Ingredients for - Slow Cooker Salsa Verde Chicken Chili

1. Skinless, boneless chicken breast halves 1 pound
2. White chili seasoning 1 (1.25 ounce) package
3. Reduced-sodium white beans, divided 2 (15 ounce) cans
4. Chicken broth ½ (32 ounce) carton
5. Salsa verde 1 (16 ounce) jar
6. Cream-style corn 1 (15 ounce) can
7. Onion, diced 1 medium
8. Chopped celery 1 ½ cups
9. Fire-roasted diced jalapenos, drained 1 (4 ounce) can
10. Fire-roasted diced green chiles, drained 1 (4 ounce) can
11. Minced garlic ½ teaspoon
12. Minced fresh cilantro 1 teaspoon

How to cook deliciously - Slow Cooker Salsa Verde Chicken Chili

1 . Stage

Place chicken at the bottom of a slow cooker and sprinkle chili seasoning over top. Add 1 can of white beans, chicken broth, salsa verde, corn, onion, celery, jalapenos, green chiles, and garlic. Cook on High until chicken is no longer pink in the center and the juices run clear, about 3 hours.

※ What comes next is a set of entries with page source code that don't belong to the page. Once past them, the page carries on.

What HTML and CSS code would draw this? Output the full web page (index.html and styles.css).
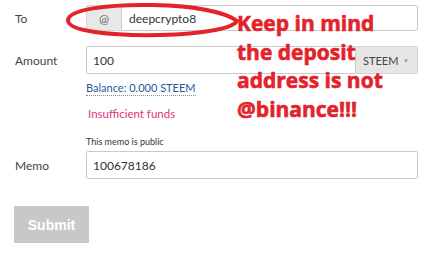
FILE: index.html
```html
<!DOCTYPE html>
<html lang="en">
<head>
  <meta charset="UTF-8">
  <title>Transfer</title>
  <link rel="stylesheet" href="styles.css">
</head>
<body>
  <form class="transfer">
    <!-- To -->
    <div class="row">
      <label>To</label>
      <div class="input-group">
        <span class="addon">@</span>
        <input class="field" type="text" value="deepcrypto8">
      </div>
    </div>

    <!-- Amount -->
    <div class="row row-amount">
      <label>Amount</label>
      <div class="input-group">
        <input class="field field-amount" type="text" value="100">
        <span class="asset">STEEM <span class="caret">&#9660;</span></span>
      </div>
    </div>
    <div class="help">
      <a class="balance">Balance: 0.000 STEEM</a>
      <div class="error">Insufficient funds</div>
      <div class="hint">This memo is public</div>
    </div>

    <!-- Memo -->
    <div class="row row-memo">
      <label>Memo</label>
      <input class="field field-memo" type="text" value="100678186">
    </div>

    <button class="submit" type="button" disabled>Submit</button>
  </form>

  <!-- annotation drawn on top of the screenshot -->
  <svg class="circle" width="180" height="40" viewBox="0 0 180 40">
    <path d="M88 4 C40 3 4 9 3 19 C2 30 45 35 95 34 C140 33 168 27 172 20 C160 11 130 5 88 4 Z" fill="none" stroke="#e3232c" stroke-width="4"/>
  </svg>
  <div class="note">Keep in mind<br>the deposit<br>address is not<br>@binance!!!</div>
</body>
</html>
```

FILE: styles.css
```css
* {
  margin: 0;
  padding: 0;
  box-sizing: border-box;
}

body {
  background-color: #fff;
  font-family: Lato, "Open Sans", sans-serif;
  font-size: 12px;
  color: #333;
  position: relative;
  width: 436px;
  height: 261px;
  overflow: hidden;
}

.transfer {
  padding: 5px 18px 0 15px;
}

/* Rows */
.row {
  display: grid;
  grid-template-columns: 71px 332px;
  align-items: center;
}
.row label {
  color: #444;
}
.row-amount {
  margin-top: 15px;
}
.row-memo {
  margin-top: 3px;
}

.input-group {
  display: flex;
}
.field {
  flex: 1;
  height: 26px;
  border: 1px solid #cacaca;
  border-radius: 2px;
  padding: 0 7px;
  font: inherit;
  color: #333;
  background: #fff;
  outline: none;
}
.input-group .addon + .field {
  border-radius: 0 2px 2px 0;
}
.addon {
  width: 35px;
  height: 26px;
  display: flex;
  align-items: center;
  justify-content: center;
  background-color: #e8e8e8;
  border: 1px solid #d6d6d6;
  border-right: none;
  border-radius: 2px 0 0 2px;
  color: #666;
}
.field-amount {
  height: 28px;
  padding-left: 6px;
}
.asset {
  width: 62px;
  height: 28px;
  display: flex;
  align-items: center;
  justify-content: space-between;
  padding: 0 8px 0 7px;
  background-color: #e6e6e6;
  border: 1px solid #d2d2d2;
  border-left: none;
  border-radius: 0 2px 2px 0;
  font-size: 11px;
  color: #444;
}
.caret {
  font-size: 6px;
  color: #999;
}
.field-memo {
  height: 28px;
  padding-left: 6px;
}

/* Help texts under amount */
.help {
  margin-left: 71px;
  padding-top: 6px;
}
.balance {
  display: inline-block;
  color: #1d5a96;
  font-size: 11px;
  line-height: 15px;
  border-bottom: 1px dotted #8a8a8a;
}
.error {
  margin-top: 10px;
  color: #e0337a;
  font-size: 11.5px;
  line-height: 16px;
  padding-left: 2px;
}
.hint {
  margin-top: 14px;
  font-size: 9px;
  line-height: 12px;
  color: #333;
}

/* Submit */
.submit {
  display: block;
  margin: 27px 0 0 -1px;
  width: 75px;
  height: 37px;
  border: none;
  background-color: #c8c8c8;
  color: #fff;
  font-family: "Liberation Sans", Arial, sans-serif;
  font-weight: bold;
  font-size: 14px;
}

/* Annotation */
.circle {
  position: absolute;
  left: 65px;
  top: 1px;
}
.note {
  position: absolute;
  left: 237px;
  top: 9px;
  font-family: "Open Sans", sans-serif;
  font-weight: bold;
  font-size: 21px;
  line-height: 28.5px;
  color: #e3232c;
  -webkit-text-stroke: 0.6px #e3232c;
}
```
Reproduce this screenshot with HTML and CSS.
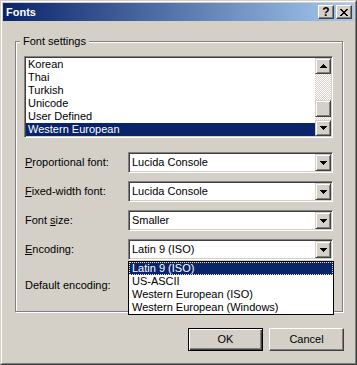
FILE: index.html
```html
<!doctype html>
<html lang="en">
    <head>
        <meta charset="UTF-8" />
        <meta name="viewport" content="width=device-width, initial-scale=1" />
        <link rel="stylesheet" href="styles.css">
        <title>Fonts</title>
    </head>
    <body>
        <div class="window">
            <div class="window-inner">
                <div class="titlebar">
                    <span class="title">Fonts</span>
                    <div class="caption-buttons">
                        <div class="caption-btn help">?</div>
                        <div class="caption-btn">
                            <svg width="8" height="7" viewBox="0 0 8 7">
                                <path d="M0 0h2v1h1v1h2V1h1V0h2v1H7v1H6v1H5v1h1v1h1v1h1v1H6V6H5V5H3v1H2v1H0V6h1V5h1V4h1V3H2V2H1V1H0z" />
                            </svg>
                        </div>
                    </div>
                </div>

                <div class="dialog-body">
                    <fieldset class="group">
                        <legend>Font settings</legend>

                        <div class="listbox">
                            <div class="list-items">
                                <div class="list-item">Korean</div>
                                <div class="list-item">Thai</div>
                                <div class="list-item">Turkish</div>
                                <div class="list-item">Unicode</div>
                                <div class="list-item">User Defined</div>
                                <div class="list-item selected">Western European</div>
                            </div>
                            <div class="scrollbar">
                                <div class="bevel-btn">
                                    <svg width="7" height="4" viewBox="0 0 7 4"><path d="M3 0h1v1h1v1h1v1h1v1H0V3h1V2h1V1h1z" /></svg>
                                </div>
                                <div class="track">
                                    <div class="thumb"></div>
                                </div>
                                <div class="bevel-btn">
                                    <svg width="7" height="4" viewBox="0 0 7 4"><path d="M0 0h7v1H6v1H5v1H4v1H3V3H2V2H1V1H0z" /></svg>
                                </div>
                            </div>
                        </div>

                        <div class="field-row first">
                            <label><u>P</u>roportional font:</label>
                            <div class="combo">
                                <span class="combo-value">Lucida Console</span>
                                <div class="bevel-btn combo-btn">
                                    <svg width="7" height="4" viewBox="0 0 7 4"><path d="M0 0h7v1H6v1H5v1H4v1H3V3H2V2H1V1H0z" /></svg>
                                </div>
                            </div>
                        </div>
                        <div class="field-row">
                            <label><u>F</u>ixed-width font:</label>
                            <div class="combo">
                                <span class="combo-value">Lucida Console</span>
                                <div class="bevel-btn combo-btn">
                                    <svg width="7" height="4" viewBox="0 0 7 4"><path d="M0 0h7v1H6v1H5v1H4v1H3V3H2V2H1V1H0z" /></svg>
                                </div>
                            </div>
                        </div>
                        <div class="field-row">
                            <label>Font <u>s</u>ize:</label>
                            <div class="combo">
                                <span class="combo-value">Smaller</span>
                                <div class="bevel-btn combo-btn">
                                    <svg width="7" height="4" viewBox="0 0 7 4"><path d="M0 0h7v1H6v1H5v1H4v1H3V3H2V2H1V1H0z" /></svg>
                                </div>
                            </div>
                        </div>
                        <div class="field-row">
                            <label><u>E</u>ncoding:</label>
                            <div class="combo">
                                <span class="combo-value">Latin 9 (ISO)</span>
                                <div class="bevel-btn combo-btn">
                                    <svg width="7" height="4" viewBox="0 0 7 4"><path d="M0 0h7v1H6v1H5v1H4v1H3V3H2V2H1V1H0z" /></svg>
                                </div>
                            </div>
                        </div>
                        <!-- combo of this row is covered by the open drop-down -->
                        <div class="field-row last">
                            <label>Default encoding:</label>
                            <div class="combo">
                                <span class="combo-value"></span>
                                <div class="bevel-btn combo-btn">
                                    <svg width="7" height="4" viewBox="0 0 7 4"><path d="M0 0h7v1H6v1H5v1H4v1H3V3H2V2H1V1H0z" /></svg>
                                </div>
                            </div>
                        </div>
                    </fieldset>

                    <div class="dialog-buttons">
                        <div class="push-btn default">OK</div>
                        <div class="push-btn">Cancel</div>
                    </div>
                </div>
            </div>

            <!-- open drop-down of the Encoding combo, lies over the form -->
            <div class="dropdown">
                <div class="dropdown-item selected">Latin 9 (ISO)</div>
                <div class="dropdown-item">US-ASCII</div>
                <div class="dropdown-item">Western European (ISO)</div>
                <div class="dropdown-item">Western European (Windows)</div>
            </div>
        </div>
    </body>
</html>
```

FILE: styles.css
```css
* {
    box-sizing: border-box;
}
html,
body {
    margin: 0;
    padding: 0;
}
body {
    font-family: "Liberation Sans", Arial, sans-serif;
    font-size: 11px;
    line-height: 13px;
    color: #000;
    background-color: #d4d0c8;
    overflow: hidden;
}

/* -- WINDOW FRAME -- */

.window {
    position: relative;
    width: 357px;
    height: 365px;
    background-color: #d4d0c8;
    border: 1px solid;
    border-color: #d4d0c8 #404040 #404040 #d4d0c8;
}
.window-inner {
    height: 100%;
    padding: 1px;
    border: 1px solid;
    border-color: #fff #808080 #808080 #fff;
    display: flex;
    flex-direction: column;
}
.titlebar {
    height: 18px;
    padding: 0 2px 0 3px;
    display: flex;
    align-items: center;
    justify-content: space-between;
    background: linear-gradient(to right, #0a246a, #a6caf0);
}
.title {
    color: #fff;
    font-weight: bold;
}
.caption-buttons {
    display: flex;
    gap: 2px;
}
.caption-btn {
    width: 16px;
    height: 14px;
    display: flex;
    align-items: center;
    justify-content: center;
    background-color: #d4d0c8;
    border: 1px solid;
    border-color: #fff #404040 #404040 #fff;
    box-shadow: inset -1px -1px #808080;
    font-weight: bold;
    font-size: 12px;
}
.caption-btn.help {
    padding-top: 1px;
}

/* -- DIALOG CONTENT -- */

.dialog-body {
    padding: 14px 11px 0 12px;
}
.group {
    margin: 0;
    width: 328px;
    min-width: 0;
    padding: 8px 9px 15px 8px;
    border: 1px solid #808080;
    box-shadow: inset 1px 1px #fff, 1px 1px #fff;
}
.group legend {
    padding: 0 3px;
    margin-left: -4px;
    background-color: #d4d0c8;
}

/* sunken 2px edge used by list and combos */
.listbox,
.combo {
    background-color: #fff;
    border: 1px solid;
    border-color: #808080 #fff #fff #808080;
    box-shadow: inset 1px 1px #404040, inset -1px -1px #d4d0c8;
    padding: 1px;
}
.listbox {
    width: 309px;
    height: 82px;
    display: flex;
}
.list-items {
    flex: 1;
}
.list-item {
    height: 13px;
    padding-left: 2px;
    white-space: nowrap;
}
.selected {
    background-color: #0a246a;
    color: #fff;
}

.bevel-btn {
    display: flex;
    align-items: center;
    justify-content: center;
    background-color: #d4d0c8;
    border: 1px solid;
    border-color: #d4d0c8 #404040 #404040 #d4d0c8;
    box-shadow: inset 1px 1px #fff, inset -1px -1px #808080;
}
.scrollbar {
    width: 16px;
    display: flex;
    flex-direction: column;
}
.scrollbar .bevel-btn {
    height: 16px;
}
.track {
    flex: 1;
    background: repeating-conic-gradient(#fff 0 25%, #d4d0c8 0 50%) 0 0 / 2px 2px;
}
.thumb {
    height: 17px;
    margin-top: 26px;
    background-color: #d4d0c8;
    border: 1px solid;
    border-color: #d4d0c8 #404040 #404040 #d4d0c8;
    box-shadow: inset 1px 1px #fff, inset -1px -1px #808080;
}

.field-row {
    display: grid;
    grid-template-columns: 104px 205px;
    align-items: center;
    margin-top: 8px;
}
.field-row.first {
    margin-top: 14px;
}
.field-row.last {
    margin-top: 15px;
}
.field-row label {
    padding-left: 1px;
}
.combo {
    height: 21px;
    display: flex;
    align-items: center;
}
.combo-value {
    flex: 1;
    padding-left: 2px;
    white-space: nowrap;
}
.combo-btn {
    width: 16px;
    height: 17px;
}

.dialog-buttons {
    margin-top: 16px;
    margin-right: -1px;
    display: flex;
    justify-content: flex-end;
    gap: 6px;
}
.push-btn {
    width: 75px;
    height: 23px;
    display: flex;
    align-items: center;
    justify-content: center;
    background-color: #d4d0c8;
    border: 1px solid;
    border-color: #fff #404040 #404040 #fff;
    box-shadow: inset -1px -1px #808080;
}
.push-btn.default {
    border-color: #000;
    box-shadow: inset 1px 1px #fff, inset -1px -1px #404040, inset -2px -2px #808080;
}

/* -- OPEN DROP-DOWN -- */

.dropdown {
    position: absolute;
    left: 127px;
    top: 260px;
    width: 206px;
    height: 54px;
    background-color: #fff;
    border: 1px solid #000;
}
.dropdown-item {
    height: 13px;
    padding-left: 3px;
    white-space: nowrap;
}
.dropdown-item.selected {
    outline: 1px dotted #f4e79c;
    outline-offset: -1px;
}
```
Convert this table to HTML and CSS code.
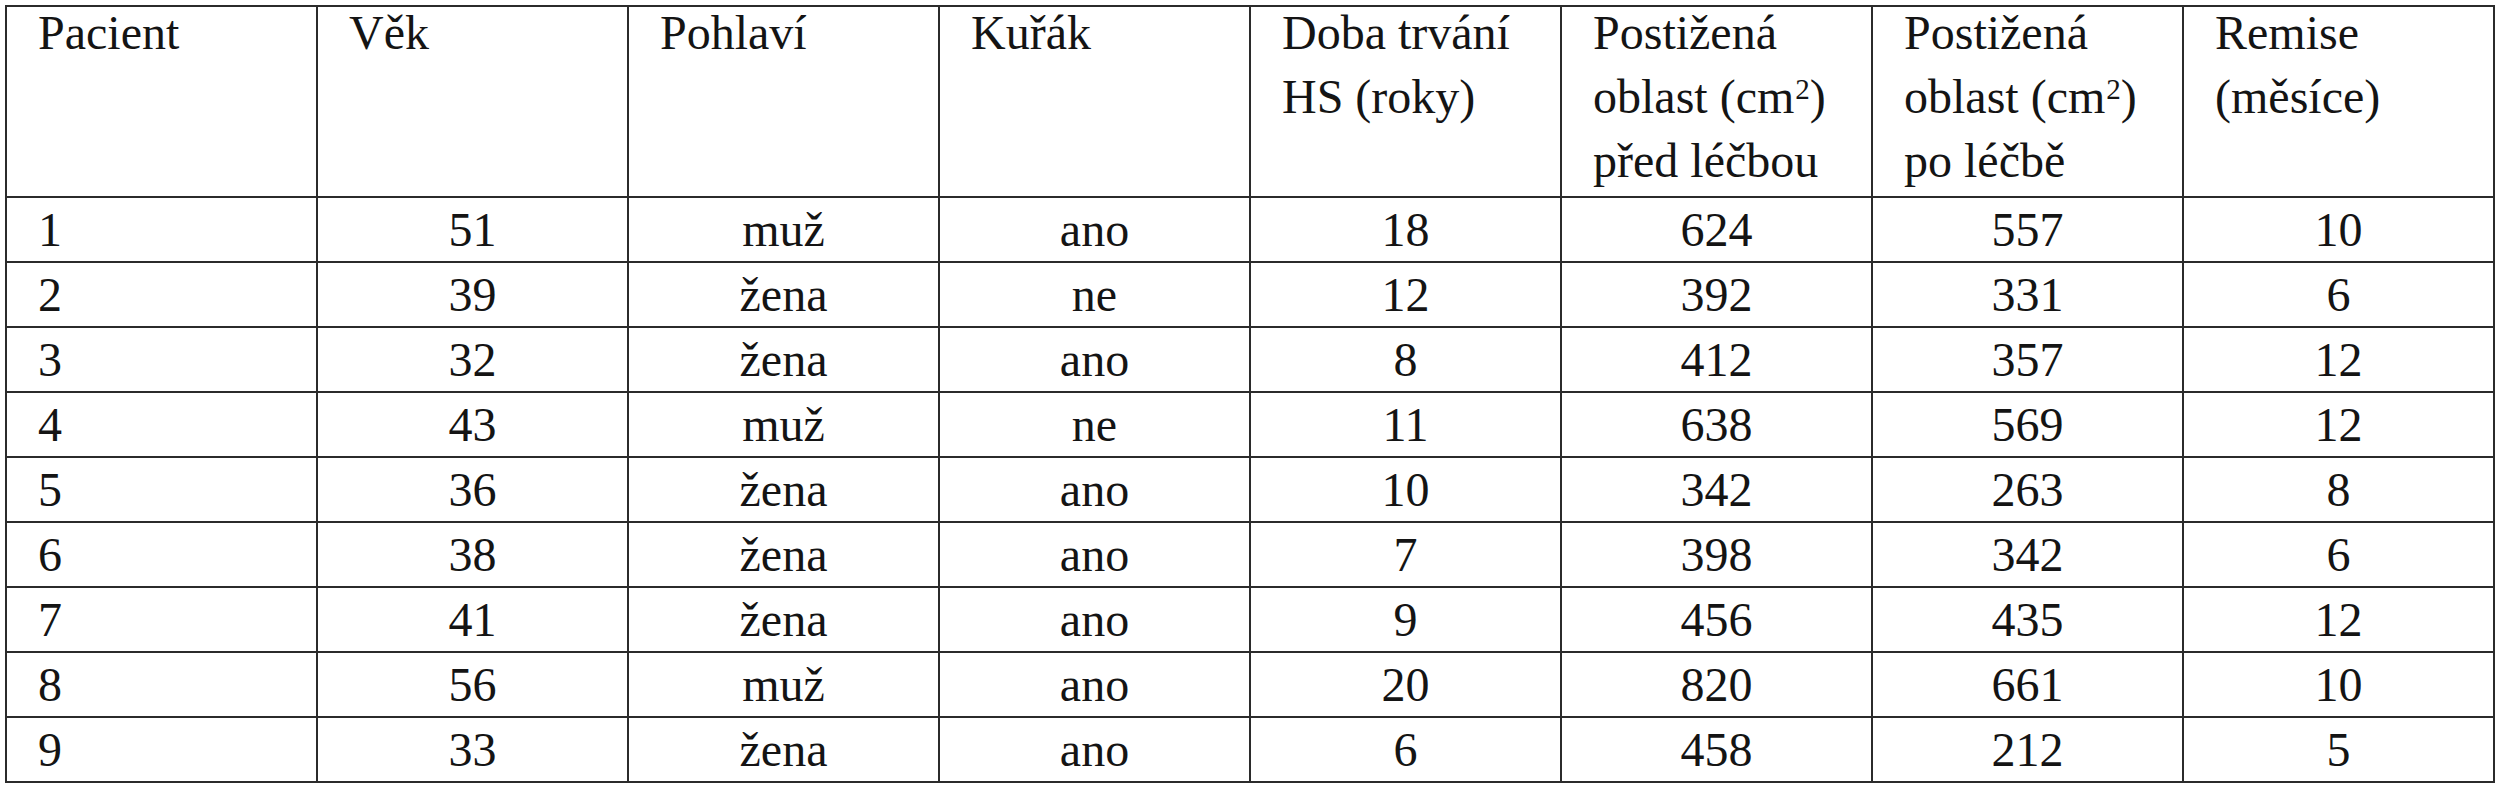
FILE: index.html
```html
<!DOCTYPE html>
<html lang="cs">
<head>
<meta charset="utf-8">
<title>Pacienti</title>
<link rel="stylesheet" href="styles.css">
</head>
<body>
<table class="data">
  <colgroup>
    <col class="c"><col class="c"><col class="c"><col class="c"><col class="c"><col class="c"><col class="c"><col class="c">
  </colgroup>
  <thead>
    <tr class="head">
      <th><div class="hd">Pacient</div></th>
      <th><div class="hd">Věk</div></th>
      <th><div class="hd">Pohlaví</div></th>
      <th><div class="hd">Kuřák</div></th>
      <th><div class="hd">Doba trvání<br>HS (roky)</div></th>
      <th><div class="hd">Postižená<br>oblast (cm<sup>2</sup>)<br>před léčbou</div></th>
      <th><div class="hd">Postižená<br>oblast (cm<sup>2</sup>)<br>po léčbě</div></th>
      <th><div class="hd">Remise<br>(měsíce)</div></th>
    </tr>
  </thead>
  <tbody>
    <tr><td class="first">1</td><td>51</td><td>muž</td><td>ano</td><td>18</td><td>624</td><td>557</td><td>10</td></tr>
    <tr><td class="first">2</td><td>39</td><td>žena</td><td>ne</td><td>12</td><td>392</td><td>331</td><td>6</td></tr>
    <tr><td class="first">3</td><td>32</td><td>žena</td><td>ano</td><td>8</td><td>412</td><td>357</td><td>12</td></tr>
    <tr><td class="first">4</td><td>43</td><td>muž</td><td>ne</td><td>11</td><td>638</td><td>569</td><td>12</td></tr>
    <tr><td class="first">5</td><td>36</td><td>žena</td><td>ano</td><td>10</td><td>342</td><td>263</td><td>8</td></tr>
    <tr><td class="first">6</td><td>38</td><td>žena</td><td>ano</td><td>7</td><td>398</td><td>342</td><td>6</td></tr>
    <tr><td class="first">7</td><td>41</td><td>žena</td><td>ano</td><td>9</td><td>456</td><td>435</td><td>12</td></tr>
    <tr><td class="first">8</td><td>56</td><td>muž</td><td>ano</td><td>20</td><td>820</td><td>661</td><td>10</td></tr>
    <tr><td class="first">9</td><td>33</td><td>žena</td><td>ano</td><td>6</td><td>458</td><td>212</td><td>5</td></tr>
  </tbody>
</table>
</body>
</html>
```

FILE: styles.css
```css
html, body {
  margin: 0;
  padding: 0;
  background: #ffffff;
}

body {
  font-family: "Liberation Serif", "Times New Roman", serif;
  color: #141414;
}

.data {
  margin: 5px 0 0 5px;
  width: 2490px;
  border-collapse: collapse;
  table-layout: fixed;
  font-size: 48px;
}

.data .c {
  width: 12.5%;
}

.data th,
.data td {
  border: 2px solid #2b2b2b;
  padding: 0 0 0 31px;
  font-family: "Liberation Serif", "Times New Roman", serif;
}

.data th {
  font-weight: normal;
  text-align: left;
  vertical-align: top;
  height: 189px;
  line-height: 64px;
}

.hd {
  margin-top: -6px;
}

.hd sup {
  font-size: 29px;
  line-height: 0;
  vertical-align: 14px;
  padding-left: 1px;
}

.data td {
  text-align: center;
  vertical-align: middle;
  height: 63px;
  line-height: 56px;
  padding: 0;
}

.data td.first {
  text-align: left;
  padding-left: 31px;
}
```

An instant-read thermometer inserted into the center should read at least 165 degrees F (74 degrees C).

2 . Stage

Remove chicken from the slow cooker, shred meat with 2 forks, and return to the pot.

3 . Stage

Puree remaining can of white beans in a blender or electric chopper; add to the chili. Stir and cook on High for 30 more minutes. Top with cilantro and serve.